In order to relieve the tubes from all inequality of pressure on their inner and outer surfaces, a pipe k, leading from the upper water-space w, down into the reservoir i, at the bottom of the steam-space s, acts as a trap; the water in a derived from the condensed steam being above the bottom

of the pipe K, prevents a communication between the water-space ww and the steam-space s, as long as those spaces are in equilibrium, or nearly so.

The tubes, therefore, being relieved of the atmospheric pressure, are only employed to separate the steam from the salt water used for condensing, and need not be formed of metal of a greater thickness than llb. weight per square foot, and can also be of any form, corrugated as in fig. 177, to diminish the number of tubes and joints, the amount of surface being the same.

fig. 177. The thinner the metal which can be used, the less the amount of surface required to condense a given quantity of steam.
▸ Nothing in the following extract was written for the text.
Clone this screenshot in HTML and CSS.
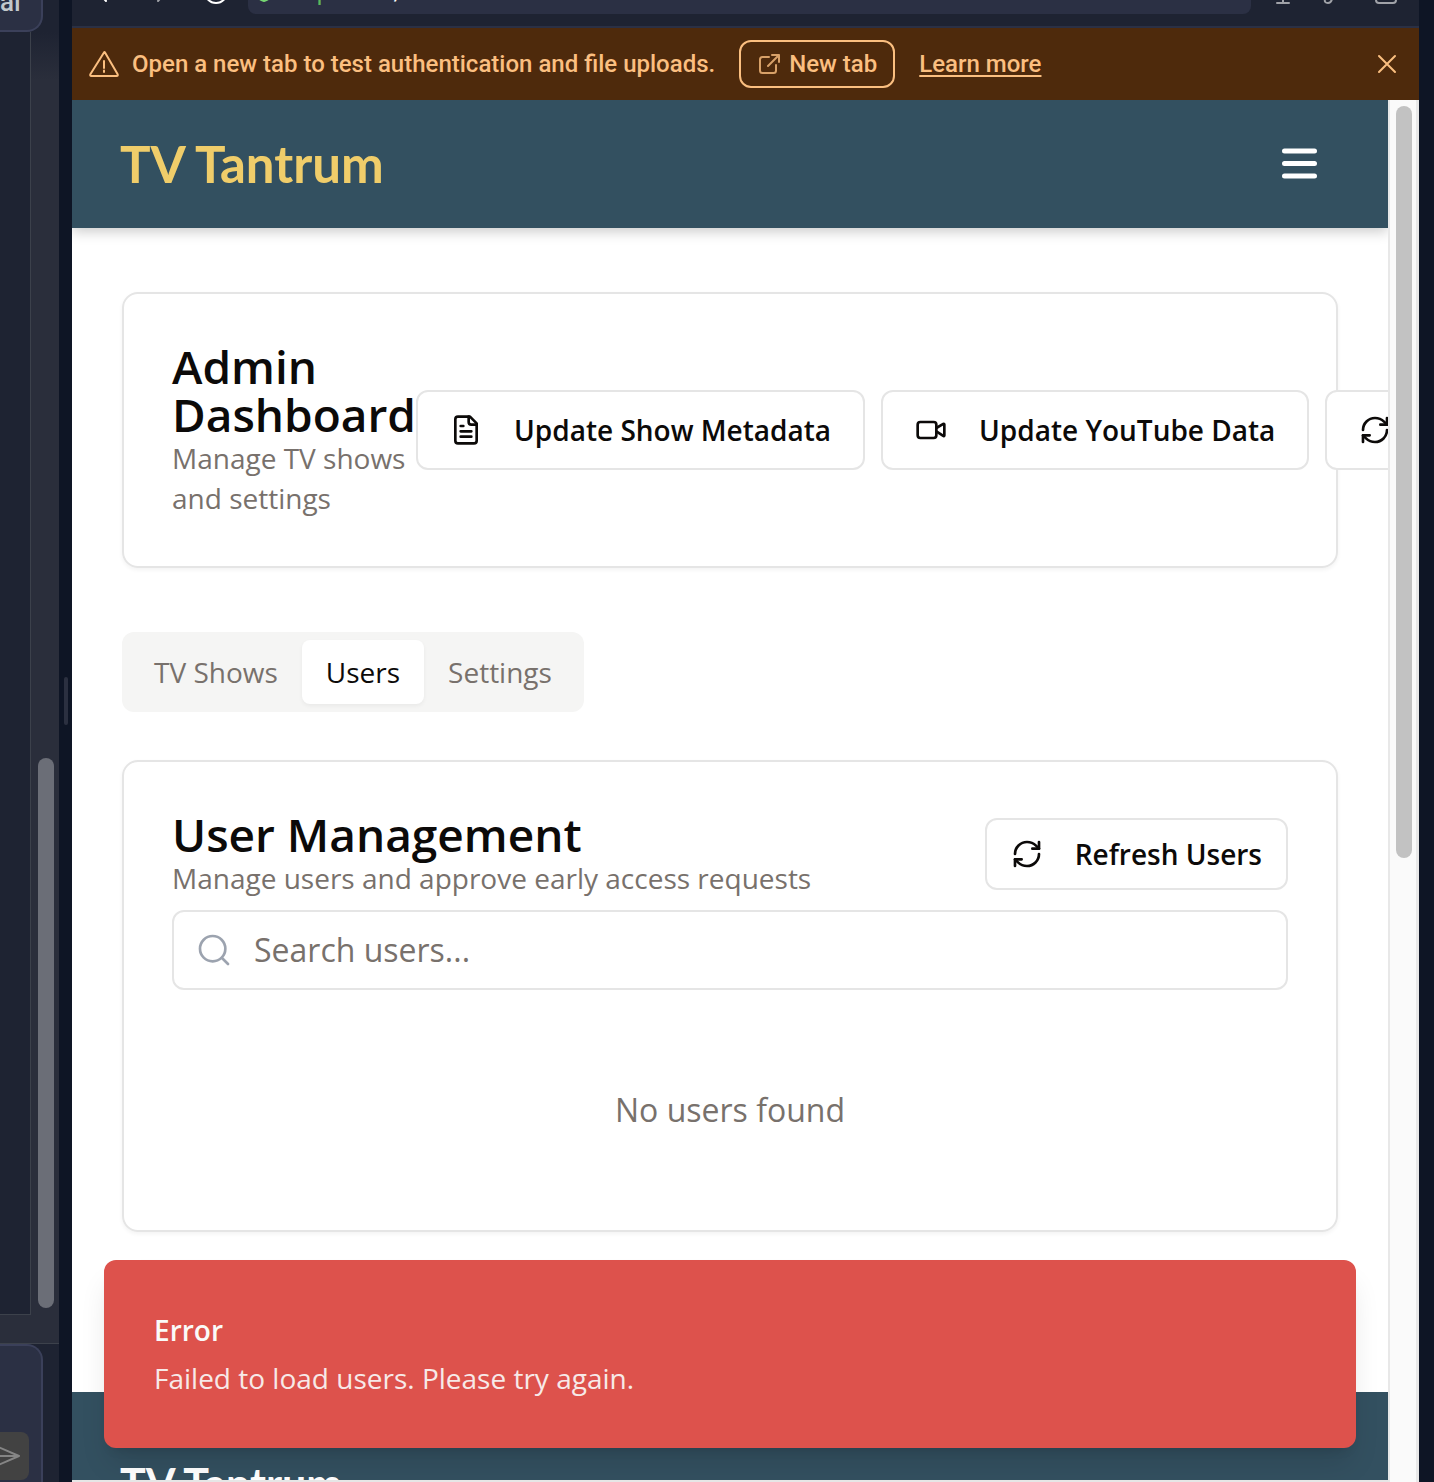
FILE: index.html
```html
<!DOCTYPE html>
<html lang="en">
<head>
<meta charset="utf-8">
<meta name="viewport" content="width=device-width, initial-scale=1">
<title>TV Tantrum – Admin Dashboard</title>
<link rel="stylesheet" href="styles.css">
</head>
<body>
<svg class="sprite" aria-hidden="true">
  <symbol id="refresh" viewBox="0 0 24 24"><path d="M3 12a9 9 0 0 1 9-9 9.75 9.75 0 0 1 6.74 2.74L21 8"/><path d="M21 3v5h-5"/><path d="M21 12a9 9 0 0 1-9 9 9.75 9.75 0 0 1-6.74-2.74L3 16"/><path d="M8 16H3v5"/></symbol>
</svg>
<div class="workspace">
  <aside class="side">
    <div class="side-top"><span class="side-label">al</span></div>
    <div class="side-body">
      <div class="terminal"></div>
      <div class="side-track"><div class="side-thumb"></div></div>
    </div>
    <div class="side-bottom">
      <div class="composer">
        <button class="send" type="button" aria-label="Send">
          <svg class="icon" viewBox="0 0 32 32"><path d="M5 6l23 10L5 26l3-10zM8 16h20"/></svg>
        </button>
      </div>
    </div>
  </aside>
  <div class="divider"><span class="handle"></span></div>

  <section class="pane">
    <div class="toolbar">
      <button class="tool" type="button" aria-label="Back"><svg class="icon" viewBox="0 0 24 24"><path d="M19 11H5M14 21L5 11l9-10"/></svg></button>
      <button class="tool tool-dim" type="button" aria-label="Forward"><svg class="icon" viewBox="0 0 24 24"><path d="M5 11h14M10 21l9-10-9-10"/></svg></button>
      <button class="tool" type="button" aria-label="Reload"><svg class="icon" viewBox="0 0 24 24"><circle cx="12" cy="12" r="11"/></svg></button>
      <div class="address">
        <svg class="icon shield" viewBox="0 0 16 24"><path d="M2 6h12v9c0 4-3 5-6 6-3-1-6-2-6-6z"/></svg>
        <span><span class="host">replit.dev</span>/</span>
      </div>
      <div class="tool-group">
        <button class="tool tool-dim" type="button" aria-label="Devices"><svg class="icon" viewBox="0 0 24 24"><path d="M6 23h12M12 23V14M3 3h18v11H3z"/></svg></button>
        <button class="tool tool-dim" type="button" aria-label="Inspect"><svg class="icon" viewBox="0 0 24 24"><path d="M11 4l-9 15q-1 4 3 4 3 0 4-4l8-12"/></svg></button>
        <button class="tool tool-dim" type="button" aria-label="Open externally"><svg class="icon" viewBox="0 0 24 24"><rect x="1" y="3" width="20" height="20" rx="3"/></svg></button>
      </div>
    </div>

    <div class="banner">
      <svg class="icon banner-warn" viewBox="0 0 32 32"><path d="M16 4.500L2.500 26q-1 2 1 2h25q2 0 1-2L17 4.500q-.5-.8-1 0zM16 13v7M16 22.500v1.500"/></svg>
      <span class="banner-text">Open a new tab to test authentication and file uploads.</span>
      <button class="new-tab" type="button">
        <svg class="icon" viewBox="0 0 24 24"><path d="M12 5H5.500Q3 5 3 7.500v11Q3 21 5.500 21h11q2.500 0 2.500-2.500V13M11 14L22 3M15 3h7v7"/></svg>
        New tab
      </button>
      <a class="learn" href="#learn">Learn more</a>
      <button class="close" type="button" aria-label="Dismiss"><svg class="icon" viewBox="0 0 24 24"><path d="M4 4l16 16M20 4L4 20"/></svg></button>
    </div>

    <div class="viewport">
      <div class="page">
        <header class="site-header">
          <a class="brand" href="#home">TV Tantrum</a>
          <button class="menu" type="button" aria-label="Open menu"><svg class="icon" viewBox="0 0 36 36"><path d="M2.500 5h30M2.500 17.500h30M2.500 30h30"/></svg></button>
        </header>

        <main class="main">
          <section class="card dashboard">
            <div class="dashboard-title">
              <h1 class="heading">Admin Dashboard</h1>
              <p class="desc">Manage TV shows and settings</p>
            </div>
            <div class="actions">
              <button class="btn" type="button">
                <svg class="icon" viewBox="0 0 24 24"><path d="M15 2H6a2 2 0 0 0-2 2v16a2 2 0 0 0 2 2h12a2 2 0 0 0 2-2V7z"/><path d="M14 2v4a2 2 0 0 0 2 2h4M10 9H8M16 13H8M16 17H8"/></svg>
                Update Show Metadata
              </button>
              <button class="btn" type="button">
                <svg class="icon" viewBox="0 0 24 24"><path d="m16 13 5.223 3.482a.5.5 0 0 0 .777-.416V7.870a.5.5 0 0 0-.752-.432L16 10.500"/><rect x="2" y="6" width="14" height="12" rx="2"/></svg>
                Update YouTube Data
              </button>
              <button class="btn" type="button" aria-label="Refresh data"><svg class="icon"><use href="#refresh"/></svg></button>
            </div>
          </section>

          <div class="tabs" role="tablist">
            <button class="tab" type="button" role="tab" aria-selected="false">TV Shows</button>
            <button class="tab tab-active" type="button" role="tab" aria-selected="true">Users</button>
            <button class="tab" type="button" role="tab" aria-selected="false">Settings</button>
          </div>

          <section class="card">
            <div class="card-head">
              <div>
                <h2 class="heading">User Management</h2>
                <p class="desc">Manage users and approve early access requests</p>
              </div>
              <button class="btn btn-small" type="button"><svg class="icon"><use href="#refresh"/></svg>Refresh Users</button>
            </div>
            <label class="search">
              <svg class="icon" viewBox="0 0 24 24" aria-hidden="true"><circle cx="11" cy="11" r="9.500"/><path d="M18 18l4.500 4.500"/></svg>
              <input class="search-input" type="text" placeholder="Search users..." aria-label="Search users">
            </label>
            <p class="empty">No users found</p>
          </section>
        </main>

        <footer class="footer"><span class="footer-brand">TV Tantrum</span></footer>

        <div class="toast" role="alert">
          <strong class="toast-title">Error</strong>
          <span class="toast-text">Failed to load users. Please try again.</span>
        </div>
      </div>
      <div class="scroller"><div class="scroll-thumb"></div></div>
    </div>
  </section>
</div>
</body>
</html>
```
FILE: styles.css
```css
* { box-sizing: border-box; }
body { margin: 0; background: #0e1525; font-family: "Open Sans", "Noto Sans", sans-serif; }
h1, h2, p { margin: 0; }
button { margin: 0; padding: 0; border: 0; background: none; color: inherit; font: inherit; white-space: nowrap; }
.icon { flex: none; width: 32px; height: 32px; fill: none; stroke: currentColor; stroke-width: 2; stroke-linecap: round; stroke-linejoin: round; }
.sprite { display: none; }

.workspace { display: grid; grid-template-columns: 59px 13px minmax(0, 1fr) 15px; height: 100vh; overflow: hidden; }

/* left tool panel */
.side { display: flex; flex-direction: column; min-height: 0; background: #1e2332; }
.side-top { display: flex; align-items: flex-end; height: 32px; margin-right: 16px; border: solid #3b405a; border-width: 0 2px 2px 0; border-bottom-right-radius: 16px; background: #2b3044; }
.side-label { padding-bottom: 16px; color: #c2c8cc; font: 500 26px/24px Roboto, sans-serif; }
.side-body { display: flex; flex: 1; min-height: 0; background: linear-gradient(#1e2332, #2a2e3b 48px); border-bottom: 1px solid #3c414b; }
.terminal { width: 31px; margin-bottom: 28px; border: solid #3c414b; border-width: 0 1px 1px 0; background: #1e2332; }
.side-track { display: flex; flex: 1; align-items: flex-end; padding: 0 5px 35px 7px; }
.side-thumb { flex: 1; height: 550px; border-radius: 8px; background: #6b6e77; }
.side-bottom { height: 138px; padding-right: 16px; }
.composer { display: flex; align-items: flex-end; height: 100%; padding: 0 12px 2px 0; border: solid #3b405a; border-width: 2px 2px 0 0; border-top-right-radius: 16px; background: #2b3044; overflow: hidden; }
.send { display: flex; flex: 1; align-items: center; justify-content: flex-end; min-width: 0; height: 48px; padding-right: 6px; border-radius: 0 8px 8px 0; background: #424242; color: #858585; overflow: hidden; }

.divider { display: flex; align-items: center; justify-content: flex-end; padding: 0 4px 80px 0; background: #0e1525; }
.handle { width: 4px; height: 48px; border-radius: 2px; background: #2b3040; }

/* preview pane */
.pane { display: flex; flex-direction: column; min-width: 0; min-height: 0; }
.toolbar { display: flex; align-items: flex-end; gap: 32px; height: 28px; padding: 0 20px 12px 20px; border-bottom: 2px solid #2b3044; background: #1e2332; color: #fff; overflow: hidden; }
.tool-group { display: flex; gap: 28px; }
.tool { height: 24px; margin-bottom: 10px; }
.tool .icon { display: block; width: 24px; height: 24px; }
.tool-dim { color: #a0a2a8; }
.address { display: flex; flex: 1; align-items: center; gap: 24px; height: 44px; margin-left: -12px; margin-right: -12px; padding: 0 8px; border-radius: 8px; background: #2b3044; font: 24px/32px Roboto, sans-serif; }
.shield { width: 16px; height: 24px; color: #76d672; }
.host { color: #5db85c; }

.banner { display: flex; align-items: center; height: 72px; padding: 0 16px; background: #4e2a0c; color: #fbbf80; font: 500 24px/32px Roboto, sans-serif; }
.banner-text { margin: 0 24px 0 12px; white-space: nowrap; }
.new-tab { display: flex; align-items: center; gap: 8px; height: 48px; padding: 0 16px; border: 2px solid #fbbf80; border-radius: 12px; }
.new-tab .icon { width: 24px; height: 24px; opacity: .8; }
.learn { margin-left: 24px; color: inherit; white-space: nowrap; text-underline-offset: 3px; text-decoration-thickness: 2px; }
.close { display: flex; margin-left: auto; padding: 4px; }
.close .icon { width: 24px; height: 24px; }

.viewport { display: flex; flex: 1; min-height: 0; }
.page { position: relative; flex: 1; min-width: 0; overflow: hidden; border-bottom: 2px solid #e6e6e6; background: #fff; color: #0c0a09; }
.scroller { width: 31px; padding: 6px 4px 0 6px; border: solid #e8e8e8; border-width: 0 3px 0 2px; background: #fafafa; }
.scroll-thumb { width: 16px; height: 752px; border-radius: 8px; background: #c2c2c2; }

.site-header { display: flex; align-items: center; justify-content: space-between; height: 128px; padding: 0 70px 0 48px; background: #335060; box-shadow: 0 4px 12px rgba(0, 0, 0, .2); }
.brand { color: #f0cd6a; font: 700 51px/64px Lato, sans-serif; text-decoration: none; }
.menu { color: #fff; }
.menu .icon { display: block; width: 36px; height: 36px; stroke-width: 5; }

.main { padding: 64px 50px 160px; }
.card { padding: 48px; border: 2px solid #e5e5e5; border-radius: 16px; box-shadow: 0 2px 4px rgba(0, 0, 0, .05); }
.dashboard { display: flex; align-items: center; }
.dashboard-title { flex: 0 0 244px; }
.heading { font-size: 46px; font-weight: 600; line-height: 48px; }
.desc { color: #78716c; font-size: 28px; line-height: 40px; }
.actions { display: flex; gap: 16px; }
.btn { display: flex; align-items: center; gap: 32px; height: 80px; padding: 0 32px; border: 2px solid #e5e5e5; border-radius: 12px; background: #fff; font-size: 28px; font-weight: 600; line-height: 40px; }
.btn-small { height: 72px; padding: 0 24px; }

.tabs { display: flex; width: fit-content; margin: 64px 0 48px; padding: 8px; border-radius: 12px; background: #f5f5f4; }
.tab { height: 64px; padding: 0 24px; border-radius: 8px; color: #78716c; font-size: 28px; line-height: 40px; }
.tab-active { background: #fff; color: #0c0a09; box-shadow: 0 2px 4px rgba(0, 0, 0, .05); }

.card-head { display: flex; align-items: center; justify-content: space-between; }
.search { display: flex; align-items: center; gap: 24px; height: 80px; margin-top: 12px; padding: 0 24px; border: 2px solid #e5e5e5; border-radius: 12px; color: #9ca3af; }
.search-input { flex: 1; min-width: 0; padding: 0; border: 0; outline: 0; background: none; color: #0c0a09; font: 32px/48px "Open Sans", "Noto Sans", sans-serif; }
.search-input::placeholder { color: #78716c; opacity: 1; }
.empty { padding: 96px 0 48px; color: #78716c; font-size: 32px; line-height: 48px; text-align: center; }

.footer { padding: 64px 48px; background: #335060; }
.footer-brand { color: #fff; font: 700 43px/56px Lato, sans-serif; }

.toast { position: absolute; right: 32px; bottom: 32px; left: 32px; display: flex; flex-direction: column; gap: 8px; padding: 50px; border-radius: 12px; background: #dd524c; color: #fafaf9; font-size: 28px; line-height: 40px; box-shadow: 0 20px 30px -6px rgba(0, 0, 0, .12), 0 8px 12px -8px rgba(0, 0, 0, .15); }
.toast-title { font-weight: 600; }
.toast-text { opacity: .9; }
```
The pressures on the upper and under sides of the piston being always equal, the pump can be worked by a small amount of power, in the case of large marine engines, by the auxiliary engine used to fill the boilers.

The use of brine-pumps, refrigerator, salinometer, &c., is dispensed with, and also the waste of about one-fourth of the whole quantity of feedwater supplied to the boiler, after being raised to the boiling point, whereby a considerable saving of fuel is effected; and it must be borne in mind that for every ton of fuel saved a ton of freightage is gained.

This invention must ultimately prove of great value; and in bringing it to the notice of engineers, we are thereby rendering them good service.